Ce titre me fait penser à ma vieille Dictée Magique et à cette sentence synthétique s’en échappant dès lors que j’orthographiais mal le mot énoncé. Cet appel à la deuxième chance, voire plus, était d’ailleurs précédé d’un sec « C’est inexact », inopportun dans ce que je m’apprête à décrire. D’où son absence. J’ai longtemps tourné autour de cette photo en me demandant si je la supprimais ou pas, dans un premier temps de mon appareil, dans ce tri rapide et compulsif post prise de vue, puis, dans un second temps, de mon disque dur, dans un élan un peu plus réfléchi. Je l’ai conservée car elle me renvoyait une question posée ici-même il y a quelques années : une photo intentionnellement ratée est-elle, de fait, une photo réussie ? Retournement de situation dans le cas présent : une photo involontairement ratée peut-elle malgré tout être une photo réussie ?

Pour que cette photo là soit réussie, compte tenu de mon intention initiale, il eut en effet fallu que ce papillon, lui ou un autre d’ailleurs – oui, cette tâche noire floue que vous n’arriviez pas à définir depuis le début de votre lecture est un papillon – soit net et idéalement un peu plus gros. Ce n’est pas le cas, et ce n’est pas faute d’avoir essayé non plus. La photographie est une succession de tentatives dont certaines ne se soldent que par l’échec. C’est frustrant évidemment mais cela reste de l’ordre du possible voire du très probable dans certaines circonstances. Je vous énumère les principales : un sol mouvant – en l’occurrence, un bateau – ; une incapacité totale à anticiper l’entrée d’un papillon dans mon champ visuel requérant donc une attention et une réactivité records ; une fois l’objet volant identifié capté et captif, des changements incessants de trajectoire, devenant de fait totalement aléatoire, comme si elle était pensée pour échapper aux prédateurs les plus malins, et rendant très complexe, voire impossible, le suivi de son vol, a fortiori tout essai de mise au point ; et pour couronner le tout, du matériel inadapté à ce genre de défi…

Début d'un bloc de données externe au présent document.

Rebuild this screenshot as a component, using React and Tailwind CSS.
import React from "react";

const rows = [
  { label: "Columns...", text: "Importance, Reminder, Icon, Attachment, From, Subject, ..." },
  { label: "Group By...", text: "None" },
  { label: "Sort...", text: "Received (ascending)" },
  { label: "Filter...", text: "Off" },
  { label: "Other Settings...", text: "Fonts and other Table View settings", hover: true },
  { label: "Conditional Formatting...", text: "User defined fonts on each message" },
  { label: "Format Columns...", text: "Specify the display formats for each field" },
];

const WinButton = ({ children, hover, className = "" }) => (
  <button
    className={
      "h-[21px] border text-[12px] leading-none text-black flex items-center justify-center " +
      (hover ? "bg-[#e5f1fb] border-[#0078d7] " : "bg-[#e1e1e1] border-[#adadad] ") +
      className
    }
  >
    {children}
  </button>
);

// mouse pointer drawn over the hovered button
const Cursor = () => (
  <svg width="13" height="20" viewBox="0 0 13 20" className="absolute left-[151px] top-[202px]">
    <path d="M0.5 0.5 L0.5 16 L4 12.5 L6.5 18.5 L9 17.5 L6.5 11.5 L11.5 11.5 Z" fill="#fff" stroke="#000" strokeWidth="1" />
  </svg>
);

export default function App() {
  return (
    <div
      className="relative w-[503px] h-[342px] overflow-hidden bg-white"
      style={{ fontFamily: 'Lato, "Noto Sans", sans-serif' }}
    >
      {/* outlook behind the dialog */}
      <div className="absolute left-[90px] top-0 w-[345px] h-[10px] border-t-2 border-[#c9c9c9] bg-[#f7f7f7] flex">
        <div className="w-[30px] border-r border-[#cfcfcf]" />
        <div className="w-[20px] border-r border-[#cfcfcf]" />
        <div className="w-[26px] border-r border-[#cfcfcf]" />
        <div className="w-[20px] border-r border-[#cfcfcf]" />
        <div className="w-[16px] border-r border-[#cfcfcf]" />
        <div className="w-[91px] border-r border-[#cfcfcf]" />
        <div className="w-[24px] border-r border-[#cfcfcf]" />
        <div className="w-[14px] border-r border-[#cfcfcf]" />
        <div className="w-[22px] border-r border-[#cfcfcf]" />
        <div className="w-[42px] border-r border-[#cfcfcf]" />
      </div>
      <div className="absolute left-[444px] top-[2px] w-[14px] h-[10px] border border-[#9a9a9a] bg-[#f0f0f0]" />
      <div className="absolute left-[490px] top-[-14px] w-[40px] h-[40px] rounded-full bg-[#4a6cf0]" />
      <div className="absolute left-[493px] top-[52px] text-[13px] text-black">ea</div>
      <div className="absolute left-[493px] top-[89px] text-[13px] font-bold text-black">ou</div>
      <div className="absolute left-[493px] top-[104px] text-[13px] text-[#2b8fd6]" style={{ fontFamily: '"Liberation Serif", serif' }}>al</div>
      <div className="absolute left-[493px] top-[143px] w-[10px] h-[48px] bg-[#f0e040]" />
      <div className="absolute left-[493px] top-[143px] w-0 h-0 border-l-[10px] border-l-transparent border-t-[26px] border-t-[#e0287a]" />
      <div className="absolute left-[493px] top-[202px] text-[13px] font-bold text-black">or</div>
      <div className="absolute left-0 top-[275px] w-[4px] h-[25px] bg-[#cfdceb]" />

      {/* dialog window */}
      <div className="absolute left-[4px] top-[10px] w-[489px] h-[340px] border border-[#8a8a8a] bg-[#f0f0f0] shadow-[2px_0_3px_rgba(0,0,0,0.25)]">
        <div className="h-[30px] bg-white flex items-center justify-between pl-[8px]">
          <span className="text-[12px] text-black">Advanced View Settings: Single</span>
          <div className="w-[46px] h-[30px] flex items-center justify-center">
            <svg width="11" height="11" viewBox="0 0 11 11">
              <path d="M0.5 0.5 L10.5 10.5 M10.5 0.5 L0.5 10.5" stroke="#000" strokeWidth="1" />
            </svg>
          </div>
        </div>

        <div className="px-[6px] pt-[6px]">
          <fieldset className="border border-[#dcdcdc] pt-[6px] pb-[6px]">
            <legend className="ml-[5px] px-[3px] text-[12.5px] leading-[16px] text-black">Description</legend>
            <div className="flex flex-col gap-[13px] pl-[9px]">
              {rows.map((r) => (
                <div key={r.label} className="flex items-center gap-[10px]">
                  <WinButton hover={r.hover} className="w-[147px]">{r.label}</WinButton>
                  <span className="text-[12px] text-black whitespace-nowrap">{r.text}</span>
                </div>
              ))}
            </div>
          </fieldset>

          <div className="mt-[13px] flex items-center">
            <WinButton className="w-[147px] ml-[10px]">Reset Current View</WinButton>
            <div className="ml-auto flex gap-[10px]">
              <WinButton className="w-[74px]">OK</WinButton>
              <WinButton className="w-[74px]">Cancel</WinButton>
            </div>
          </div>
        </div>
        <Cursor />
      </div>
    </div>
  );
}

Après moult déclenchements inutiles, j’ai donc tout effacé. Sauf celle-ci. Pour le souvenir. De mes ridicules gesticulations sur ce ponton de bateau se faufilant entre les pics karstiques de la Baie d’Ha Long, de ma naïveté également à croire que cette photo aurait pu être réussie, et surtout de ces interrogations liminaires à l’origine même de cet exercice de style et auxquelles je n’ai, pour l’heure, pas de réponse : combien de kilomètres les papillons peuvent-ils parcourir au dessus de l’eau ? Et s’ils sont fatigués, ce qui ne m’étonnerait pas à la lumière de leur vol erratique tout sauf optimisé, peuvent-ils se (re)poser sur l’eau pour reprendre des forces ? Et, enfin, où vont-ils comme ça ?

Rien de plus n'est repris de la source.